Financial advisors are not worth the paper their crummy credentials are printed on. Most are washouts from other industries. Your friend at Vanguard was not only incompepetent at calculating returns, I suspect his nephew works at MetLife.
Annuity IRR is not “based on your pay grade and other factors”... it is based on entering the correct numbers into the correct equation! Your 6% rate is calculated by taking your annual annuity payment and dividing by the lump sum: a number that is NOT IRR because it includes mostly your principle (the lump) being returned to you! There are only three inputs: lump value, the amount of annual annuity payments, and the number of payments (which depends on the number of years you estimate you will live). Use the calculator linked below (or any of hundreds of others on the web!) and you will see that your estimated rate of return on your annuity is under max 2% if you live less than another twenty years and under max 4% if you live less than another 40 years. Comparing your IRR to other factors, like potential rates of returns on other investments or to inflation, are separate considerations and not part of the IRR calculation. My god you guys are thick! I guess it is all for the better that you took the annuity!
@3rhc Indeed. One of the best in the industry, no doubt.
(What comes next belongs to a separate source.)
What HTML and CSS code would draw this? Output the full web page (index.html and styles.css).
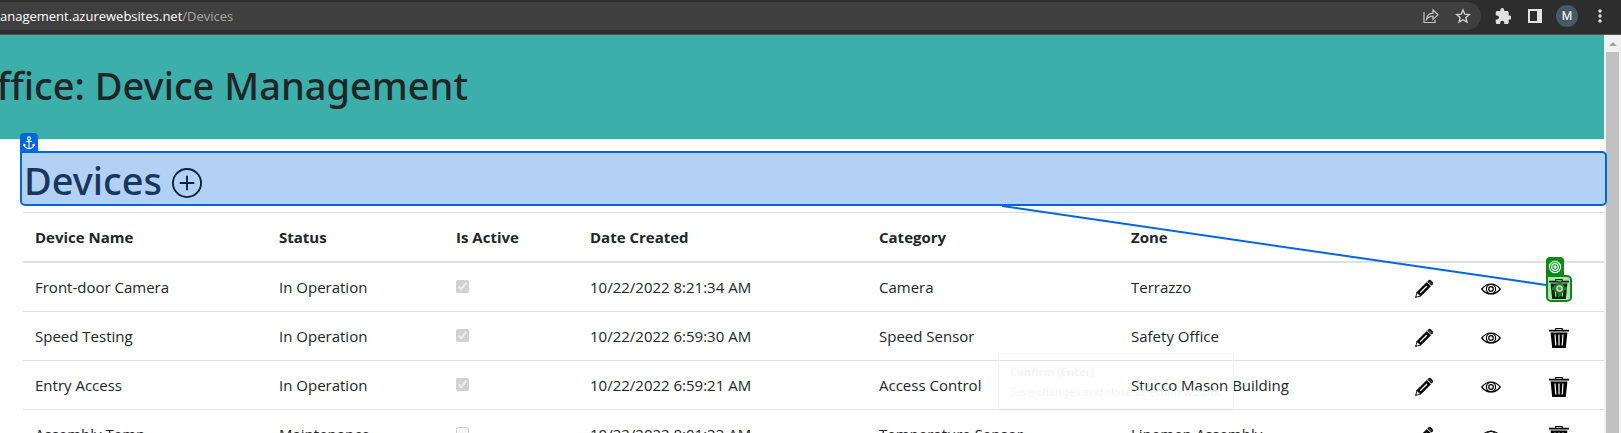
FILE: index.html
```
<!DOCTYPE html>
<html lang="en">
<head>
<meta charset="utf-8">
<title>Device Management</title>
<link rel="stylesheet" href="styles.css">
</head>
<body>
<svg class="sprite" aria-hidden="true">
  <symbol id="pencil" viewBox="0 0 20 20">
    <path d="M1.2 18.8 2.6 13.2 12.8 3 17 7.200 6.800 17.400Z" fill="#000"/>
    <path d="M2.200 17.800 3.300 14.200 5.900 16.700Z" fill="#fff"/>
    <path d="M1.300 18.700 1.800 16.900 3.100 18.200Z" fill="#000"/>
    <path d="M6.200 13.800 13 7" stroke="#fff" stroke-width="1.300"/>
    <path d="M13.300 2.500 14.800 1Q15.900.4 17 1.500L18.500 3Q19.500 4.100 18.700 5.200L17.400 6.600Z" fill="#000"/>
    <path d="M12.700 2.800 17.200 7.200M15 2.500 17.400 4.900" stroke="#bbb" stroke-width=".8"/>
  </symbol>
  <symbol id="eye" viewBox="0 0 20 20">
    <g fill="none" stroke="#000" stroke-width="1.200">
      <path d="M.7 10Q4.800 5 10 5T19.300 10Q15.200 15 10 15T.7 10Z"/>
      <circle cx="10" cy="10" r="4.600"/>
      <circle cx="10" cy="10" r="2.300"/>
    </g>
  </symbol>
  <symbol id="trash" viewBox="0 0 20 20">
    <path d="M6.700 2V1Q6.700.5 7.300.5H12.700Q13.300.5 13.300 1V2" fill="none" stroke="#000" stroke-width="1.200"/>
    <path d="M0 1.800H20V3.400H0ZM1.600 4.400H18.400L16.800 20H3.200Z" fill="#000"/>
    <path d="M6 6.500 6.800 17.500M10 6.500V17.500M14 6.500 13.200 17.500" stroke="#fff" stroke-width="1.200"/>
  </symbol>
</svg>

<div class="browser">
  <header class="toolbar">
    <div class="address">
      <div class="url"><span class="url-host">anagement.azurewebsites.net</span><span class="url-path">/Devices</span></div>
      <button class="tool" aria-label="Share"><svg width="16" height="16" viewBox="0 0 16 16" fill="none" stroke="#c4c4c4" stroke-width="1.200"><path d="M1 4V14.500H12V12"/><path d="M3.500 11.500Q4 5.500 10 5.200V2L15 6.800 10 11.400V8.200Q6 8 3.500 11.500Z"/></svg></button>
      <button class="tool" aria-label="Bookmark"><svg width="16" height="16" viewBox="0 0 16 16" fill="none" stroke="#d0d0d0" stroke-width="1.400"><path d="M8 2 9.800 6.200 14.300 6.600 10.900 9.600 11.900 14 8 11.700 4.100 14 5.100 9.600 1.700 6.600 6.200 6.200Z"/></svg></button>
    </div>
    <nav class="tools">
      <button class="tool" aria-label="Extensions"><svg width="16" height="16" viewBox="1 1 21 21" fill="#e0e0e0"><path d="M20.500 11H19V7c0-1.100-.9-2-2-2h-4V3.500a2.500 2.500 0 0 0-5 0V5H4c-1.100 0-2 .9-2 2v3.800h1.500a2.700 2.700 0 0 1 0 5.400H2V20c0 1.100.9 2 2 2h3.800v-1.500a2.700 2.700 0 0 1 5.400 0V22H17c1.100 0 2-.9 2-2v-4h1.500a2.500 2.500 0 0 0 0-5z"/></svg></button>
      <button class="tool" aria-label="Side panel"><svg width="14" height="14" viewBox="0 0 14 14"><path d="M0 0H14V14H0ZM2 2V12H9V2Z" fill="#e4e4e4" fill-rule="evenodd"/></svg></button>
      <button class="avatar" aria-label="Profile M">M</button>
      <button class="tool" aria-label="Menu"><svg width="4" height="14" viewBox="0 0 4 14" fill="#e4e4e4"><circle cx="2" cy="2" r="1.700"/><circle cx="2" cy="7" r="1.700"/><circle cx="2" cy="12" r="1.700"/></svg></button>
    </nav>
  </header>

  <div class="viewport">
    <div class="page">
      <div class="banner"><h1 class="banner-title">ffice: Device Management</h1></div>
      <main class="content">
        <div class="heading">
          <span class="tag anchor-tag"><svg width="12" height="14" viewBox="0 0 12 14" fill="none" stroke="#fff" stroke-width="1.100"><circle cx="6" cy="2.400" r="1.500"/><path d="M6 4V12.500M3 5.500H9M1 8.500Q1.500 12.300 6 12.600 10.500 12.300 11 8.500M.5 10 1 8.300 2.700 9.200M11.500 10 11 8.300 9.300 9.200"/></svg></span>
          <h2 class="heading-title">Devices</h2>
          <button class="add" aria-label="Add device"><svg width="30" height="30" viewBox="0 0 16 16" fill="none" stroke="#06203f"><circle cx="8" cy="8" r="7.500"/><path d="M8 4.500V11.500M4.500 8H11.500" stroke-linecap="round"/></svg></button>
        </div>
        <table class="devices">
          <colgroup><col class="c-name"><col class="c-status"><col class="c-active"><col class="c-date"><col class="c-category"><col class="c-zone"><col class="c-action"><col class="c-view"><col class="c-action"></colgroup>
          <thead>
            <tr><th>Device Name</th><th>Status</th><th>Is Active</th><th>Date Created</th><th>Category</th><th>Zone</th><th></th><th></th><th></th></tr>
          </thead>
          <tbody>
            <tr><td>Front-door Camera</td><td>In Operation</td><td><input class="check" type="checkbox" aria-label="Front-door Camera active" checked disabled></td><td>10/22/2022 8:21:34 AM</td><td>Camera</td><td>Terrazzo</td>
              <td><button class="action" aria-label="Edit"><svg class="icon"><use href="#pencil"/></svg></button></td><td><button class="action" aria-label="View"><svg class="icon"><use href="#eye"/></svg></button></td>
              <td><button class="action" aria-label="Delete"><svg class="icon"><use href="#trash"/></svg>
                <span class="target"><span class="tag target-tag"><svg width="14" height="14" viewBox="0 0 14 14" fill="none" stroke="#fff" stroke-width="1.200"><circle cx="7" cy="7" r="5.600"/><circle cx="7" cy="7" r="3.300"/><circle cx="7" cy="7" r="1.100"/></svg></span><svg class="target-mark" width="15" height="15" viewBox="0 0 15 15"><path d="M7.500 0V15M0 7.500H15" stroke="#0c8a12" stroke-width="3"/><circle cx="7.500" cy="7.500" r="4.300" fill="#999" stroke="#0c8a12" stroke-width="2"/><circle cx="7.500" cy="7.500" r="2.500" fill="#777" stroke="#ccc" stroke-width="1.500"/></svg></span></button></td></tr>
            <tr><td>Speed Testing</td><td>In Operation</td><td><input class="check" type="checkbox" aria-label="Speed Testing active" checked disabled></td><td>10/22/2022 6:59:30 AM</td><td>Speed Sensor</td><td>Safety Office</td>
              <td><button class="action" aria-label="Edit"><svg class="icon"><use href="#pencil"/></svg></button></td><td><button class="action" aria-label="View"><svg class="icon"><use href="#eye"/></svg></button></td><td><button class="action" aria-label="Delete"><svg class="icon"><use href="#trash"/></svg></button></td></tr>
            <tr><td>Entry Access</td><td>In Operation</td><td><input class="check" type="checkbox" aria-label="Entry Access active" checked disabled></td><td>10/22/2022 6:59:21 AM</td><td>Access Control</td><td>Stucco Mason Building</td>
              <td><button class="action" aria-label="Edit"><svg class="icon"><use href="#pencil"/></svg></button></td><td><button class="action" aria-label="View"><svg class="icon"><use href="#eye"/></svg></button></td><td><button class="action" aria-label="Delete"><svg class="icon"><use href="#trash"/></svg></button></td></tr>
            <tr><td>Assembly Temp</td><td>Maintenance</td><td><input class="check" type="checkbox" aria-label="Assembly Temp active" disabled></td><td>10/22/2022 8:01:23 AM</td><td>Temperature Sensor</td><td>Linemen Assembly</td>
              <td><button class="action" aria-label="Edit"><svg class="icon"><use href="#pencil"/></svg></button></td><td><button class="action" aria-label="View"><svg class="icon"><use href="#eye"/></svg></button></td><td><button class="action" aria-label="Delete"><svg class="icon"><use href="#trash"/></svg></button></td></tr>
          </tbody>
        </table>
      </main>
      <svg class="connector" width="546" height="82" viewBox="0 0 546 82" aria-hidden="true"><path d="M1 1 545 80" stroke="#0067df" stroke-width="2"/></svg>
      <div class="tooltip" role="tooltip"><strong>Confirm (Enter)</strong><span>Save changes and close selection wizard.</span></div>
    </div>
    <div class="scrollbar"><span class="scroll-up"></span><span class="thumb"></span></div>
  </div>
</div>
</body>
</html>
```
FILE: styles.css
```
* { box-sizing: border-box; }
body { margin: 0; font-family: "Open Sans", "Noto Sans", sans-serif; font-size: 15px; line-height: 24px; color: #212529; background: #fff; }
h1, h2 { margin: 0; font-family: "Noto Sans", "Open Sans", sans-serif; font-weight: 500; font-size: 38px; line-height: 48px; white-space: nowrap; }
button { padding: 0; border: 0; background: none; font: inherit; color: inherit; }
svg { display: block; }
.sprite { position: absolute; width: 0; height: 0; }

.browser { display: flex; flex-direction: column; height: 100vh; overflow: hidden; }

.toolbar { display: flex; flex: none; align-items: center; padding: 2px 19px 4px 0; background: #2d2d2d; border-bottom: 1px solid #555; }
.address { display: flex; flex: 1; align-items: center; gap: 16px; height: 28px; padding-right: 10px; background: #3f3f3f; border-radius: 0 14px 14px 0; }
.url { display: flex; flex: 1; font-size: 13px; }
.url-host { color: #fff; }
.url-path { color: #a8a8a8; }
.tools { display: flex; align-items: center; gap: 17px; margin-left: 14px; }
.avatar { width: 22px; height: 22px; margin: 0 3px 0 -3px; border-radius: 50%; background: #455a66; color: #fff; font: 12px/22px Roboto, sans-serif; text-align: center; }

.viewport { display: flex; flex: 1; min-height: 0; }
.page { position: relative; flex: 1; min-width: 0; }
.banner { display: flex; padding: 26px 0 30px; background: #3cafaa; }
.banner-title { display: flex; justify-content: flex-end; width: 468px; }
.content { padding: 12px 0 0 23px; }

.heading { position: relative; z-index: 1; display: flex; align-items: center; gap: 10px; height: 55px; margin: 0 -3px 6px -3px; padding: 3px 2px 0; border: 2px solid #0067df; border-radius: 0 5px 5px 5px; background: #b3d1f5; color: #17375f; }
.add { margin-top: 6px; }
.tag { position: absolute; display: flex; align-items: center; justify-content: center; width: 18px; height: 20px; border-radius: 4px 4px 0 0; }
.anchor-tag { left: -2px; top: -20px; background: #0067df; }

.devices { width: 100%; table-layout: fixed; border-collapse: collapse; }
.c-name { width: 244px; }
.c-status { width: 177px; }
.c-active { width: 134px; }
.c-date { width: 289px; }
.c-category { width: 252px; }
.c-zone { width: 283px; }
.c-action { width: 67px; }
.c-view { width: 68px; }
.devices th, .devices td { padding: 12px; border-top: 1px solid #dee2e6; text-align: left; vertical-align: top; white-space: nowrap; }
.devices th { font-weight: 700; border-bottom: 2px solid #dee2e6; }
.check { width: 13px; height: 13px; margin: 0; vertical-align: baseline; }
.action { position: relative; display: flex; align-items: flex-end; height: 24px; }
.icon { width: 20px; height: 20px; }

.target { position: absolute; left: -3px; bottom: -3px; display: flex; align-items: center; justify-content: center; width: 26px; height: 27px; border: 2px solid #078c12; border-radius: 0 5px 5px 5px; background: rgba(7, 140, 18, 0.3); }
.target-tag { left: -2px; top: -20px; background: #078c12; }

.connector { position: absolute; left: 1001px; top: 170px; z-index: 2; }
.tooltip { position: absolute; left: 998px; top: 318px; display: flex; flex-direction: column; padding: 8px 13px 8px 11px; border: 1px solid #f5f5f5; color: #f4f4f4; font-family: "Noto Sans", sans-serif; font-size: 11px; line-height: 20px; white-space: nowrap; }

.scrollbar { display: flex; flex-direction: column; align-items: center; width: 17px; background: #f1f1f1; }
.scroll-up { margin: 7px 0 6px; border: 4px solid transparent; border-top: 0; border-bottom-color: #a3a3a3; }
.thumb { flex: 1; width: 13px; background: #c1c1c1; }
```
@3gmz, I didn’t bother to check the link for the calculator. But if you calculated the annuity IRR at 6%, I would think the method to be correct enough. Like I commented below, I calculated my 100% J&S annuity in 2016 to have a comparable internal rate of return at 6.05%. This result was also confirmed by my Vanguard Retirement CFP at the time. Chevron really does offer an unbeatable and generous pension annuity. I highly recommend most long term employees with a high balance 401k and no personal debts at retirement to take a serious look at the annuity pension. Don’t casually dismiss it.
Something tells me that all these annuity numbers that people are getting are different. For instance, I ran my numbers based on the same table below and got over 6% return. Maybe it's based on your pay grade and other factors. Don't ask me to post private info, either. Well, you can ask......
The link provided earlier is interesting:
https://www.thebalance.com/how-to-compare-immediate-annuity-rates-2389017
I ran my annuity numbers and got 2.2% return if I die at the age indicated on the longevity table. Luckily I am in great health and plan to live much longer than average ;-)
@3kso, Because you'd be wrong. Plenty of people post BS on this site all day long. You're no different. Because you believe something that is false doesn't make it true, troll.